2.      Mr Brassington left the United Kingdom to return to Australia in July 2004.  His son remained in West Yorkshire to run the pub and restaurant business and he used the BMW motor vehicle until February 2006 when he too returned to Australia.  In January 2006 Mr Brassington applied for approval to import the BMW motor vehicle into Australia.  His application was refused, essentially for the reason that Mr Brassington had not owned and used the motor vehicle in the United Kingdom for a continuous period of 12 months.  Mr Brassington seeks a review of that decision.

relevant facts

3.      The facts of this matter are not in dispute.

4.      In October 2003, Mr Brassington purchased a pub and restaurant business.  He remained the owner of that business until January 2006.  Mr Brassington took a leasehold of the premises in which the pub and restaurant were situated and he, together with his son Gavin Fawbert, occupied the first floor which was set up as a residence.

5.      In about November or December 2003, Mr Brassington purchased a 1996 BMW 316i sedan Vin No. WBACA 72010AF22940 (the vehicle).  The vehicle was used in Mr Brassington’s business as well as for his personal needs.  He said he drove the vehicle on a daily basis, except for two weeks in June 2004, between the date of its registration 6 January 2004 and 2 July 2004, a period of almost six months.

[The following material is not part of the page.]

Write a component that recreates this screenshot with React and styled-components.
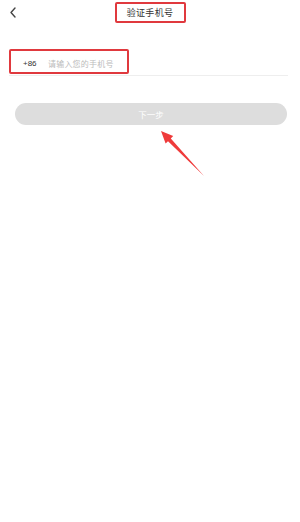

6.      On 2 July 2004 Mr Brassington returned to Australia leaving Mr Fawbert to run the business.  Mr Fawbert continued to have full use of Mr Brassington’s vehicle while operating the Eldwick pub and restaurant as its operation’s manager.  A written employment agreement was entered into between Mr Brassington and Mr Fawbert on 29 June 2004.  It was a term of the agreement that, upon its termination, Mr Fawbert would immediately return to Mr Brassington any company assets including but not limited to: motor vehicle, mobile phone, computer, computer software or other equipment in their control or possession.  Although the written agreement refers to company assets, there was no evidence that the motor vehicle was in fact owned by anybody other than Mr Brassington.

7.      Mr Fawbert continued to use the vehicle until February 2006 when the pub and restaurant business was sold and Mr Fawbert returned to Australia.

8.      After the business was sold, Mr Brassington obtained a quote from King & Wilson, International Removalists, to have all of his personal affects, including the vehicle, transported to Australia.  The quote was $5850.00.  He was subsequently invoiced the amount of $6244.28 by King & Wilson for transport costs including costs for quarantine examination and inspection of the vehicle.  Mr Brassington has paid that account.  According to Mr Brassington, approximately $3500.00 of the transport costs is directly attributable to the motor vehicle.

9.      Mr Brassington obtained an application form for approval to import a vehicle from King & Wilson.  He made no independent enquiries about whether the vehicle could be imported into Australia.  He completed the application form and submitted it to the Department of Transport and Regional Services (the Department) on or about 29 January 2006.  On  16 February 2006, an officer of the Department requested that Mr Brassington provide further information including:

(a)      overseas driver’s licence;

(b)      every page of his passport including the blank pages;

(c)       purchase documents;

(d)a signed statement detailing all dates which he had travelled outside the overseas country where he used the vehicle including duration, dates travelled and reasons for travel; and

(e)the vehicle registration documents.

10.     An officer of the Department wrote to Mr Brassington on 7 March 2006, informing him that his application to import the vehicle had been refused because he had not owned and used the vehicle for a continuous period of at least 12 months in the United Kingdom.

importation of used motor vehicles

11.     The importation of non-standard motor vehicles is prohibited under s 18 of the Motor Vehicles Standards Act 1989 (the Act), which provides:

18. (1) Subject to sections 19 and 20, a person must not import a road vehicle that: 

(a) is nonstandard; or 

(b) does not have an identification plate. 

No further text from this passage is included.